Repeat each line of the material below exactly as it appears, minus any pictures.

━━━━━ Provided material

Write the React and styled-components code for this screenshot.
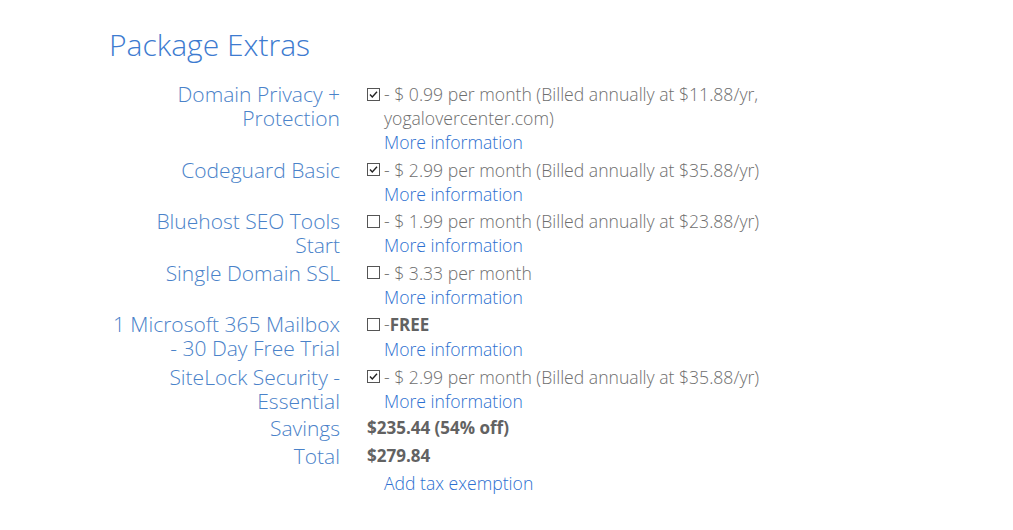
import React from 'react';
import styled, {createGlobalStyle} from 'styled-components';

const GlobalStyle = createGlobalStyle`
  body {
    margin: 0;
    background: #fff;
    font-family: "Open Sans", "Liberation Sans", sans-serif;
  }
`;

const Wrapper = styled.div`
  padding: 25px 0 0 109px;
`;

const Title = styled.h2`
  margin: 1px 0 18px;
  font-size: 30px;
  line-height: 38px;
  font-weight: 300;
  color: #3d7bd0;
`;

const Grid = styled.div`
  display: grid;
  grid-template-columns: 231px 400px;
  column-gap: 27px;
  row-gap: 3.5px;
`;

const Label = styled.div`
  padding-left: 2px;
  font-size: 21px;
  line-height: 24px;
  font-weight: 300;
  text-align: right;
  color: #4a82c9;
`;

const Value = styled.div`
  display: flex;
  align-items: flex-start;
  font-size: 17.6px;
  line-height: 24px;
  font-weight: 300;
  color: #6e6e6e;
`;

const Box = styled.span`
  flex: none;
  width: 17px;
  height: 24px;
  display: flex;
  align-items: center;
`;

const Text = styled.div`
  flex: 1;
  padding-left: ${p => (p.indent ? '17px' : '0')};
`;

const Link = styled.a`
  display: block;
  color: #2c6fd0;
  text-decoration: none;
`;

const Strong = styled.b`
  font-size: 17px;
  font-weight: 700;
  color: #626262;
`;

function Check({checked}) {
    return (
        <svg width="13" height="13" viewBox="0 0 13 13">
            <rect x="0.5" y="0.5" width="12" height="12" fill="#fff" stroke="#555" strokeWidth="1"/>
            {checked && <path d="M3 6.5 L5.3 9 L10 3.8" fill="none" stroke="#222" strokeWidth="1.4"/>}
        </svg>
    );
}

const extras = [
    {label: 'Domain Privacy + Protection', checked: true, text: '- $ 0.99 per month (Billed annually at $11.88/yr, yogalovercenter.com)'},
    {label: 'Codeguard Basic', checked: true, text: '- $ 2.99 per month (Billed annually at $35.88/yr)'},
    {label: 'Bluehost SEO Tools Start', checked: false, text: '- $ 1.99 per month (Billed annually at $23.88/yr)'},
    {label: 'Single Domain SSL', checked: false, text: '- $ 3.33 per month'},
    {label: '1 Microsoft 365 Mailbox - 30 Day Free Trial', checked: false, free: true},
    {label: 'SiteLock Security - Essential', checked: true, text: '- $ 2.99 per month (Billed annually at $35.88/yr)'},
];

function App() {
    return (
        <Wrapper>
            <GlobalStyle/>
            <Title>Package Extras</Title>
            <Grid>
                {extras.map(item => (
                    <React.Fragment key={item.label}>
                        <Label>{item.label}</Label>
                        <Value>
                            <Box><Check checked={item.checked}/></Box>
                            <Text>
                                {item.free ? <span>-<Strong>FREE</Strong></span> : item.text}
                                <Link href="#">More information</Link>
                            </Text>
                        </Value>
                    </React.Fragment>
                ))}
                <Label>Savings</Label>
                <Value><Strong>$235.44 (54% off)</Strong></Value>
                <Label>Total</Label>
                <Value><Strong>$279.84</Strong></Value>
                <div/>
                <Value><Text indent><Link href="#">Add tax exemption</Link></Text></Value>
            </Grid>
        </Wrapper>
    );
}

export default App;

━━━━━━━━━━

# Solution:
Write the React and styled-components code for this screenshot.
import React from 'react';
import styled, {createGlobalStyle} from 'styled-components';

const GlobalStyle = createGlobalStyle`
  body {
    margin: 0;
    background: #fff;
    font-family: "Open Sans", "Liberation Sans", sans-serif;
  }
`;

const Wrapper = styled.div`
  padding: 25px 0 0 109px;
`;

const Title = styled.h2`
  margin: 1px 0 18px;
  font-size: 30px;
  line-height: 38px;
  font-weight: 300;
  color: #3d7bd0;
`;

const Grid = styled.div`
  display: grid;
  grid-template-columns: 231px 400px;
  column-gap: 27px;
  row-gap: 3.5px;
`;

const Label = styled.div`
  padding-left: 2px;
  font-size: 21px;
  line-height: 24px;
  font-weight: 300;
  text-align: right;
  color: #4a82c9;
`;

const Value = styled.div`
  display: flex;
  align-items: flex-start;
  font-size: 17.6px;
  line-height: 24px;
  font-weight: 300;
  color: #6e6e6e;
`;

const Box = styled.span`
  flex: none;
  width: 17px;
  height: 24px;
  display: flex;
  align-items: center;
`;

const Text = styled.div`
  flex: 1;
  padding-left: ${p => (p.indent ? '17px' : '0')};
`;

const Link = styled.a`
  display: block;
  color: #2c6fd0;
  text-decoration: none;
`;

const Strong = styled.b`
  font-size: 17px;
  font-weight: 700;
  color: #626262;
`;

function Check({checked}) {
    return (
        <svg width="13" height="13" viewBox="0 0 13 13">
            <rect x="0.5" y="0.5" width="12" height="12" fill="#fff" stroke="#555" strokeWidth="1"/>
            {checked && <path d="M3 6.5 L5.3 9 L10 3.8" fill="none" stroke="#222" strokeWidth="1.4"/>}
        </svg>
    );
}

const extras = [
    {label: 'Domain Privacy + Protection', checked: true, text: '- $ 0.99 per month (Billed annually at $11.88/yr, yogalovercenter.com)'},
    {label: 'Codeguard Basic', checked: true, text: '- $ 2.99 per month (Billed annually at $35.88/yr)'},
    {label: 'Bluehost SEO Tools Start', checked: false, text: '- $ 1.99 per month (Billed annually at $23.88/yr)'},
    {label: 'Single Domain SSL', checked: false, text: '- $ 3.33 per month'},
    {label: '1 Microsoft 365 Mailbox - 30 Day Free Trial', checked: false, free: true},
    {label: 'SiteLock Security - Essential', checked: true, text: '- $ 2.99 per month (Billed annually at $35.88/yr)'},
];

function App() {
    return (
        <Wrapper>
            <GlobalStyle/>
            <Title>Package Extras</Title>
            <Grid>
                {extras.map(item => (
                    <React.Fragment key={item.label}>
                        <Label>{item.label}</Label>
                        <Value>
                            <Box><Check checked={item.checked}/></Box>
                            <Text>
                                {item.free ? <span>-<Strong>FREE</Strong></span> : item.text}
                                <Link href="#">More information</Link>
                            </Text>
                        </Value>
                    </React.Fragment>
                ))}
                <Label>Savings</Label>
                <Value><Strong>$235.44 (54% off)</Strong></Value>
                <Label>Total</Label>
                <Value><Strong>$279.84</Strong></Value>
                <div/>
                <Value><Text indent><Link href="#">Add tax exemption</Link></Text></Value>
            </Grid>
        </Wrapper>
    );
}

export default App;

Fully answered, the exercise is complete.